▶ _Exercise details_
Please set down all the lines beneath this one exactly, without the pictures.

▶ _Given material_

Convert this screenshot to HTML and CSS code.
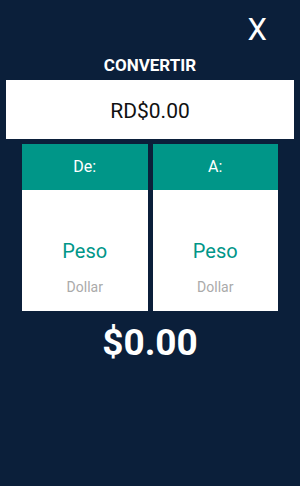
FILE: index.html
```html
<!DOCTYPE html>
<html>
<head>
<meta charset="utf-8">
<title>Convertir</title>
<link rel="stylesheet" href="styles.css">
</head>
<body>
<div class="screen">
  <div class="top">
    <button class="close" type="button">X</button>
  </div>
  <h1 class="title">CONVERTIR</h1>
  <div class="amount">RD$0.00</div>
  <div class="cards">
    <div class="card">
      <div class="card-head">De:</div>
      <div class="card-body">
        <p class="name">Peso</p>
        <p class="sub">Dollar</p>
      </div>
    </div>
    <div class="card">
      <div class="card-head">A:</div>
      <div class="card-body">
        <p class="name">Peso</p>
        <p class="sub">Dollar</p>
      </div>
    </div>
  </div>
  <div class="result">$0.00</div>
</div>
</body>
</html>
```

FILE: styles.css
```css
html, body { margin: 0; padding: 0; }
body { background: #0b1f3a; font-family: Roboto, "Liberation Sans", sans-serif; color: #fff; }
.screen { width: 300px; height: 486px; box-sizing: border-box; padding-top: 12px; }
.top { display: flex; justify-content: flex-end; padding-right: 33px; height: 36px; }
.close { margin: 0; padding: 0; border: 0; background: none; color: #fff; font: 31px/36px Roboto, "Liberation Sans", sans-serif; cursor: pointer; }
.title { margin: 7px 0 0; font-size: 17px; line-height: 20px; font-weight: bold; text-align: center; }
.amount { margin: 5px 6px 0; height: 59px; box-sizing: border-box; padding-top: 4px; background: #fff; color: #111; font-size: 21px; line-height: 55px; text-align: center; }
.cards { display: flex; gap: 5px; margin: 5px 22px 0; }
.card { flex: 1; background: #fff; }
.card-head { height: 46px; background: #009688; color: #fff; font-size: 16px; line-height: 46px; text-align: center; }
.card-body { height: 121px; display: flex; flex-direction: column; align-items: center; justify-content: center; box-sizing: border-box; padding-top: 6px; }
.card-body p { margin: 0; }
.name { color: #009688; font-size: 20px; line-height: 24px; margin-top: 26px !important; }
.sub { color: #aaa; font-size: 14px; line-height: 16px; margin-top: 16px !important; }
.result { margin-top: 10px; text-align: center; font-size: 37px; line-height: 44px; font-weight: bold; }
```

▶ _Output for this exercise_
Convert this screenshot to HTML and CSS code.
FILE: index.html
```html
<!DOCTYPE html>
<html>
<head>
<meta charset="utf-8">
<title>Convertir</title>
<link rel="stylesheet" href="styles.css">
</head>
<body>
<div class="screen">
  <div class="top">
    <button class="close" type="button">X</button>
  </div>
  <h1 class="title">CONVERTIR</h1>
  <div class="amount">RD$0.00</div>
  <div class="cards">
    <div class="card">
      <div class="card-head">De:</div>
      <div class="card-body">
        <p class="name">Peso</p>
        <p class="sub">Dollar</p>
      </div>
    </div>
    <div class="card">
      <div class="card-head">A:</div>
      <div class="card-body">
        <p class="name">Peso</p>
        <p class="sub">Dollar</p>
      </div>
    </div>
  </div>
  <div class="result">$0.00</div>
</div>
</body>
</html>
```

FILE: styles.css
```css
html, body { margin: 0; padding: 0; }
body { background: #0b1f3a; font-family: Roboto, "Liberation Sans", sans-serif; color: #fff; }
.screen { width: 300px; height: 486px; box-sizing: border-box; padding-top: 12px; }
.top { display: flex; justify-content: flex-end; padding-right: 33px; height: 36px; }
.close { margin: 0; padding: 0; border: 0; background: none; color: #fff; font: 31px/36px Roboto, "Liberation Sans", sans-serif; cursor: pointer; }
.title { margin: 7px 0 0; font-size: 17px; line-height: 20px; font-weight: bold; text-align: center; }
.amount { margin: 5px 6px 0; height: 59px; box-sizing: border-box; padding-top: 4px; background: #fff; color: #111; font-size: 21px; line-height: 55px; text-align: center; }
.cards { display: flex; gap: 5px; margin: 5px 22px 0; }
.card { flex: 1; background: #fff; }
.card-head { height: 46px; background: #009688; color: #fff; font-size: 16px; line-height: 46px; text-align: center; }
.card-body { height: 121px; display: flex; flex-direction: column; align-items: center; justify-content: center; box-sizing: border-box; padding-top: 6px; }
.card-body p { margin: 0; }
.name { color: #009688; font-size: 20px; line-height: 24px; margin-top: 26px !important; }
.sub { color: #aaa; font-size: 14px; line-height: 16px; margin-top: 16px !important; }
.result { margin-top: 10px; text-align: center; font-size: 37px; line-height: 44px; font-weight: bold; }
```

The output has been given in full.